An alternate place for discussion and recommendations for Data.gov is a wiki hosted by Wired, at http://howto.wired.com/wiki/Open_Up_Government_Data.
MSNBC’s Adversity Index, also known as the Elkhart Project, is “a measure of the economic health of 381 metro areas and the 50 states.” The project takes the form of an interactive map which displays monthly snapshots since June of 1994, with values for employment, single-family housing starts, housing costs, and industrial production, each expressed in terms of percentage change from the previous year. Those four numbers are then used to label the economy of each state or metro area as expansion, at risk, recovery, or in recession. Unfortunately the site’s claim that it seeks to provide “the hard numbers around these hard times” does not extend to allowing downloads of the actual data. However, the display and the accompanying news analysis are useful for identifying trends.
The Adversity Index is online at http://www.msnbc.msn.com/id/29896874/ns/us_news-the_elkhart_project.

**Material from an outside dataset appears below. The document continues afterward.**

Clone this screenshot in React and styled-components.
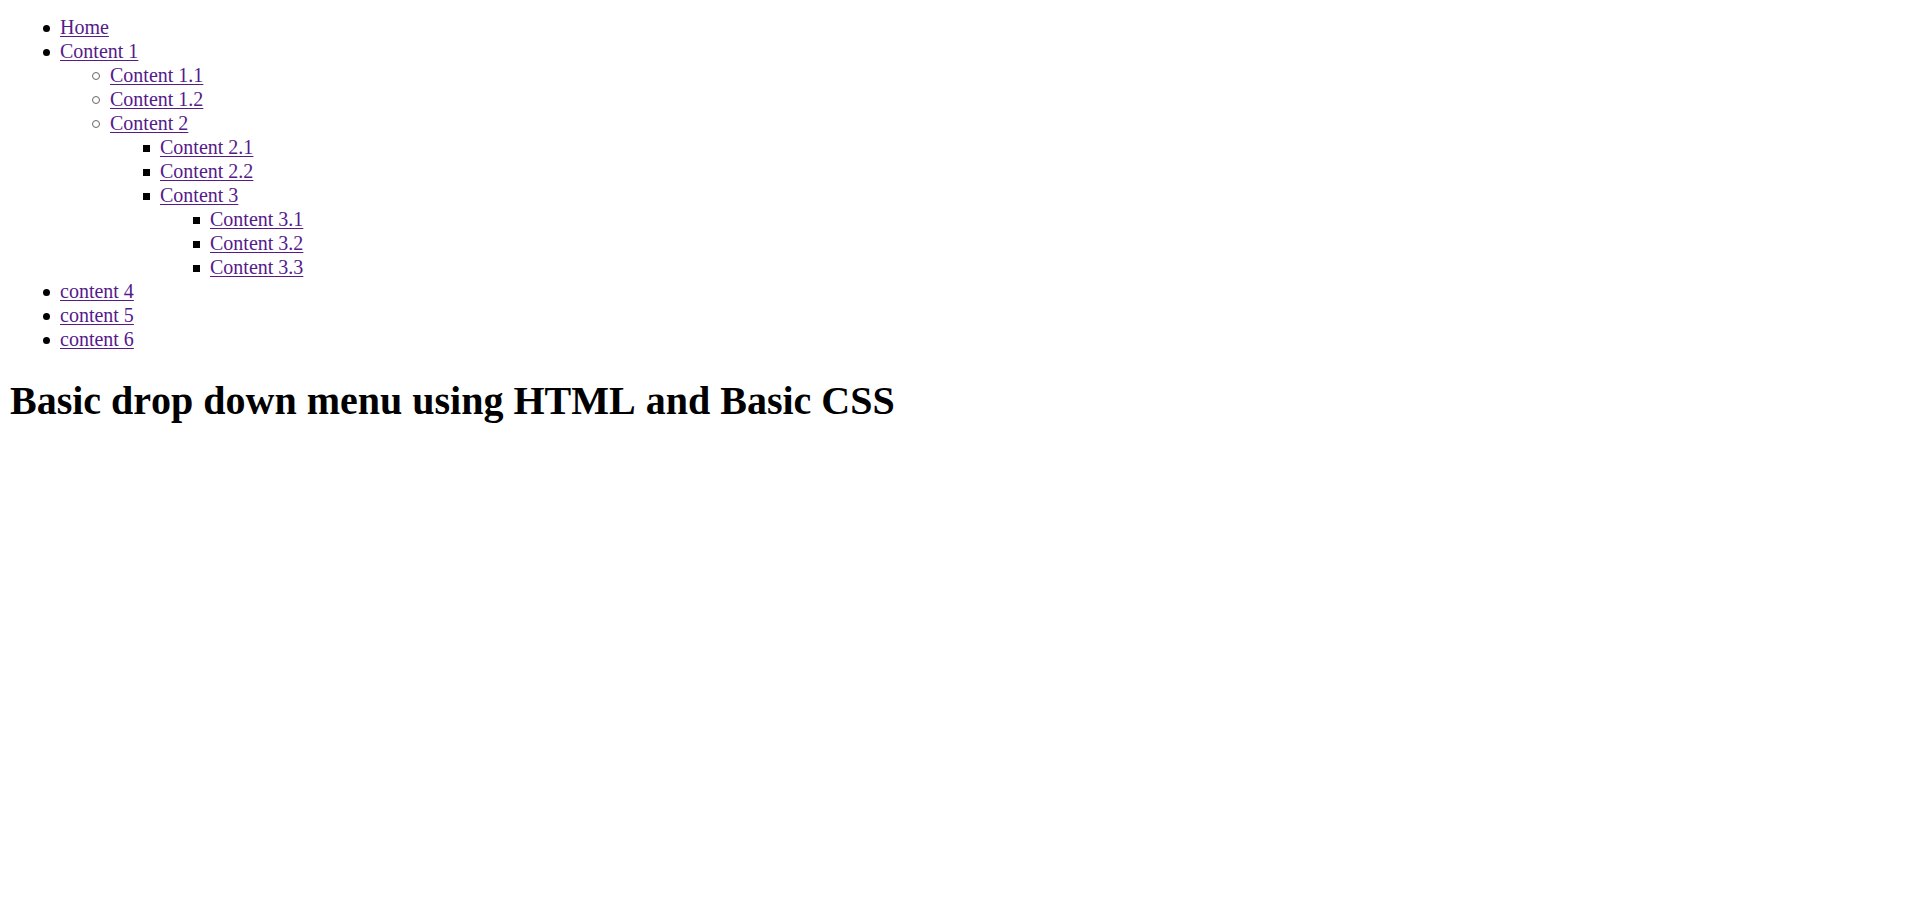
import React from "react";
import styled, { createGlobalStyle, css } from "styled-components";

const GlobalStyle = createGlobalStyle`
  body {
    margin: 0;
    background: #fff;
    color: #000;
    font-family: "Liberation Serif", "Times New Roman", serif;
    font-size: 20px;
    line-height: 24px;
  }
`;

const Page = styled.main`
  padding: 15px 10px;
`;

const MenuList = styled.ul`
  margin: 0;
  padding-left: 50px;
  list-style: none;
`;

const MARKERS = {
  disc: css`
    background: #000;
    border-radius: 50%;
  `,
  circle: css`
    border: 1px solid #666;
    border-radius: 50%;
  `,
  square: css`
    background: #000;
  `,
};

const MenuItem = styled.li`
  &::before {
    content: "";
    display: inline-block;
    box-sizing: border-box;
    width: ${({ $marker }) => ($marker === "circle" ? 8 : 7)}px;
    height: ${({ $marker }) => ($marker === "circle" ? 8 : 7)}px;
    margin-left: ${({ $marker }) => ($marker === "circle" ? -18 : -17)}px;
    margin-right: 10px;
    vertical-align: 2px;
    ${({ $marker }) => MARKERS[$marker]}
  }
`;

const MenuLink = styled.a`
  color: #551a8b;
  text-decoration: underline;
  text-decoration-thickness: 1px;
  text-decoration-skip-ink: none;
  text-underline-offset: 2px;
`;

const Title = styled.h1`
  margin: 26px 0;
  font-size: 40px;
  line-height: 48px;
  font-weight: bold;
  font-kerning: none;
`;

const MARKER_BY_DEPTH = ["disc", "circle", "square"];

const MENU = [
  { label: "Home" },
  {
    label: "Content 1",
    children: [
      { label: "Content 1.1" },
      { label: "Content 1.2" },
      {
        label: "Content 2",
        children: [
          { label: "Content 2.1" },
          { label: "Content 2.2" },
          {
            label: "Content 3",
            children: [
              { label: "Content 3.1" },
              { label: "Content 3.2" },
              { label: "Content 3.3" },
            ],
          },
        ],
      },
    ],
  },
  { label: "content 4" },
  { label: "content 5" },
  { label: "content 6" },
];

function Menu({ items, depth = 0 }) {
  const marker = MARKER_BY_DEPTH[Math.min(depth, 2)];
  return (
    <MenuList>
      {items.map(({ label, children }) => (
        <MenuItem key={label} $marker={marker}>
          <MenuLink href="#">{label}</MenuLink>
          {children && <Menu items={children} depth={depth + 1} />}
        </MenuItem>
      ))}
    </MenuList>
  );
}

export default function App() {
  return (
    <>
      <GlobalStyle />
      <Page>
        <nav>
          <Menu items={MENU} />
        </nav>
        <Title>Basic drop down menu using HTML and Basic CSS</Title>
      </Page>
    </>
  );
}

Madison Neighborhood Indicators
The Madison Neighborhood Indicators Project program, funded by the City of Madison and hosted at http://madison.apl.wisc.edu/ by UW-Madison’s Applied Population Lab, offers a carefully-chosen selection of indicators that relate to the quality of life in Madison at the neighborhood level.
Currently the site carries a single year of selected data indicators plus mapping capability, covering the city of Madison as a whole and 70 neighborhoods, also organized as 57 planning districts. Indicators for each neighborhood include a basic area and population profile, public safety, health and well-being, community action & involvement, economic vitality, and housing. Mapping and neighborhood-comparison tools are available on the site. Note that some indicators, particularly relating to health and family well-being, are suppressed at the neighborhood level due to privacy concerns.
The project launched as a pilot in 2008 with 5 neighborhoods, and went city-wide in October 2009.